In a 3-week live A/B test on Google Play, the Wide & Deep model improved the app acquisition rate on the main landing page by +3.9% relative to a heavily tuned wide-only logistic regression baseline (statistically significant) and by +1% over a deep-only model. Offline AUC differences were narrower (0.728 vs. 0.726 vs. 0.722 for Wide & Deep, Wide, and Deep), suggesting that the online gains come partly from the model's ability to learn from new exploratory recommendations rather than only from offline ranking quality.

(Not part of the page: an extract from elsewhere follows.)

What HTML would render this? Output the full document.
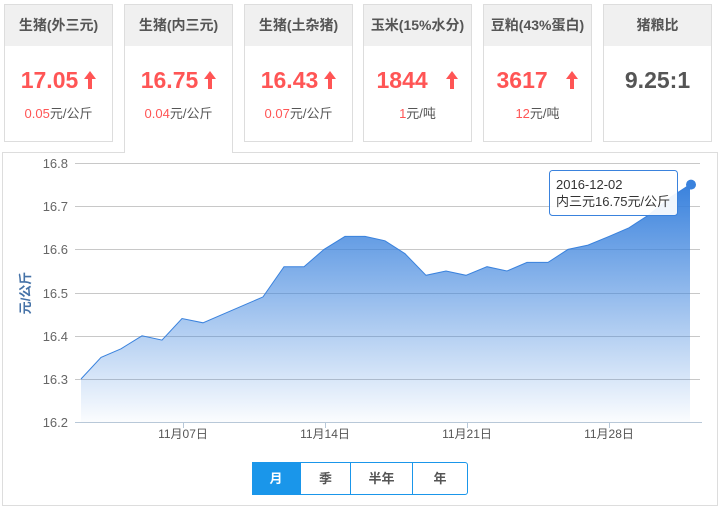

On the serving side, single-threaded batch scoring took 31 ms; splitting each batch across multiple threads cut client-side latency to 14 ms while sustaining over 10 million app scores per second at peak.

Impact

Wide & Deep became one of the canonical reference architectures for industrial click-through-rate (CTR) prediction and ranking, alongside Factorization Machines and the deep CTR models that followed. The pattern of pairing a memorization-friendly linear branch with a generalization-friendly deep branch motivated successors such as DeepFM, Deep & Cross Network, and xDeepFM, which automate the cross-feature engineering that the wide branch still relies on.

The TensorFlow DNNLinearCombinedClassifier / DNNLinearCombinedRegressor estimators productized the architecture as a drop-in API, and the paper is widely cited in textbook treatments of recommender systems and deep learning applied to ranking. Beyond its direct influence on CTR models, the broader principle — that complementary inductive biases can be combined under a shared loss instead of via post-hoc ensembling — informed later hybrid designs that mix retrieval and ranking signals, structured priors with neural networks, or rule-based features with learned representations.

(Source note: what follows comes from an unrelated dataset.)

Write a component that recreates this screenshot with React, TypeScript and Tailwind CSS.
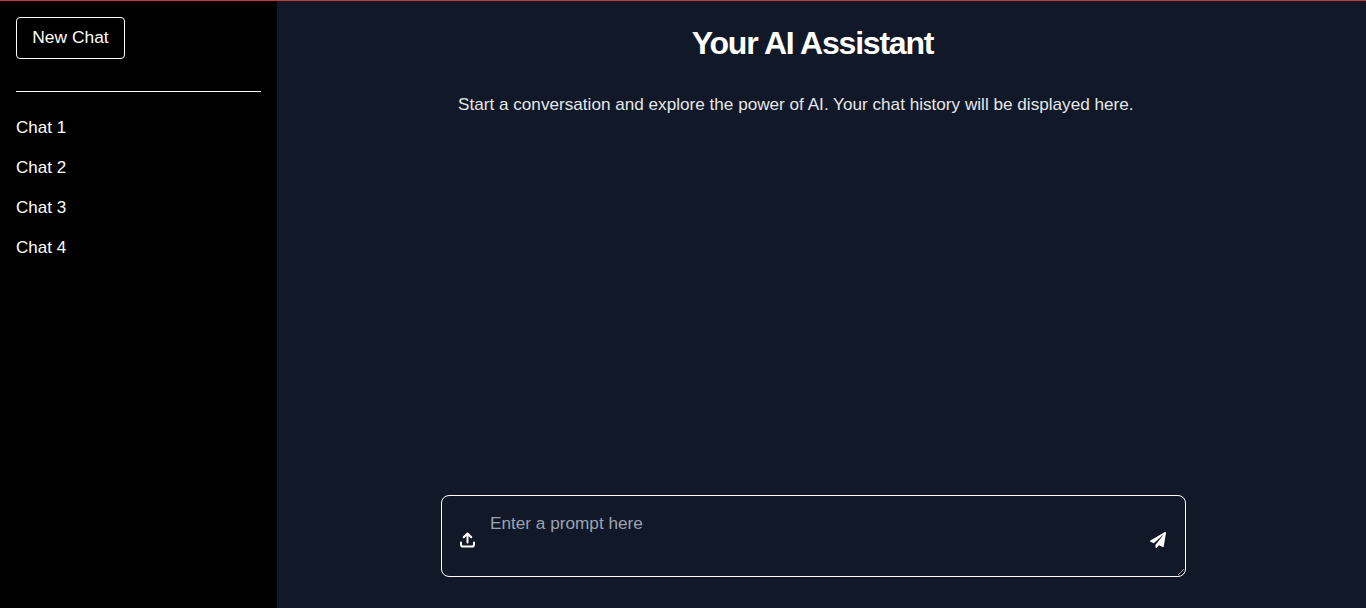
import { FaPaperPlane } from 'react-icons/fa';

const chats = ['Chat 1', 'Chat 2', 'Chat 3', 'Chat 4'];

const UploadIcon = () => (
  <svg
    viewBox="0 0 16 16"
    fill="none"
    stroke="currentColor"
    strokeWidth="2"
    strokeLinecap="round"
    strokeLinejoin="round"
    className="absolute top-[37px] left-[18px] h-4 w-4"
  >
    <path d="M8.5 10.5V2M4.7 5.3L8.5 1.5L12.3 5.3" />
    <path d="M2 10.5V12.5C2 13.6 2.7 14.6 4 14.6H13C14.3 14.6 15 13.6 15 12.5V10.5" />
  </svg>
);

const App = () => {
  return (
    <div className="flex h-[608px] overflow-hidden border-t border-[#c53a3f] bg-[#111827] font-['Liberation_Sans',Arial,sans-serif] text-white">
      {/* Sidebar */}
      <aside className="flex w-[277px] shrink-0 flex-col bg-black p-4">
        <button className="h-[42px] w-[109px] rounded border border-white pb-0.5 text-[17.4px]">New Chat</button>
        <hr className="mt-8 border-white" />
        <ul className="mt-4 flex flex-col">
          {chats.map((chat) => (
            <li key={chat} className="flex h-10 items-center text-[17px]">
              {chat}
            </li>
          ))}
        </ul>
      </aside>

      {/* Main */}
      <main className="flex flex-1 flex-col items-center pr-4">
        <div className="flex h-full w-[745px] flex-col">
          <h1 className="mt-5 pr-0.5 text-center text-[32px]/[44px] font-bold tracking-[-1.2px]">Your AI Assistant</h1>
          <p className="mt-[27px] px-[17px] text-[17.15px]/6 text-[#e5e7eb]">
            Start a conversation and explore the power of AI. Your chat history will be displayed here.
          </p>
          <div className="relative mt-auto mb-[31px] flex">
            <textarea
              placeholder="Enter a prompt here"
              className="h-[82px] w-full rounded-lg border border-white bg-transparent pt-[15px] pr-12 pl-[48px] text-[17.2px]/6 outline-none placeholder:text-[#9ca3af]"
            />
            <UploadIcon />
            <FaPaperPlane className="absolute top-[37px] right-[20px] h-4 w-4" />
          </div>
        </div>
      </main>
    </div>
  );
};

export default App;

The work is also frequently cited as an early successful case study of deploying deep learning in a high-traffic production ranking system. The discussion of warm-starting, vocabulary management, and quantile-based normalization of continuous features became a template for engineering teams building their first online deep ranking pipelines.

References

Cheng, H.-T., Koc, L., Harmsen, J., Shaked, T., Chandra, T., Aradhye, H., Anderson, G., Corrado, G., Chai, W., Ispir, M., Anil, R., Haque, Z., Hong, L., Jain, V., Liu, X., & Shah, H. (2016). Wide & Deep Learning for Recommender Systems. arXiv:1606.07792.
Duchi, J., Hazan, E., & Singer, Y. (2011). Adaptive subgradient methods for online learning and stochastic optimization. Journal of Machine Learning Research, 12, 2121–2159.
McMahan, H. B. (2011). Follow-the-regularized-leader and mirror descent: Equivalence theorems and l1 regularization. In Proc. AISTATS.
Rendle, S. (2012). Factorization machines with libFM. ACM Transactions on Intelligent Systems and Technology, 3(3), 57:1–57:22.
He, K., Zhang, X., Ren, S., & Sun, J. (2016). Deep residual learning for image recognition. In Proc. IEEE Conference on Computer Vision and Pattern Recognition.
Wang, H., Wang, N., & Yeung, D.-Y. (2015). Collaborative deep learning for recommender systems. In Proc. KDD, 1235–1244.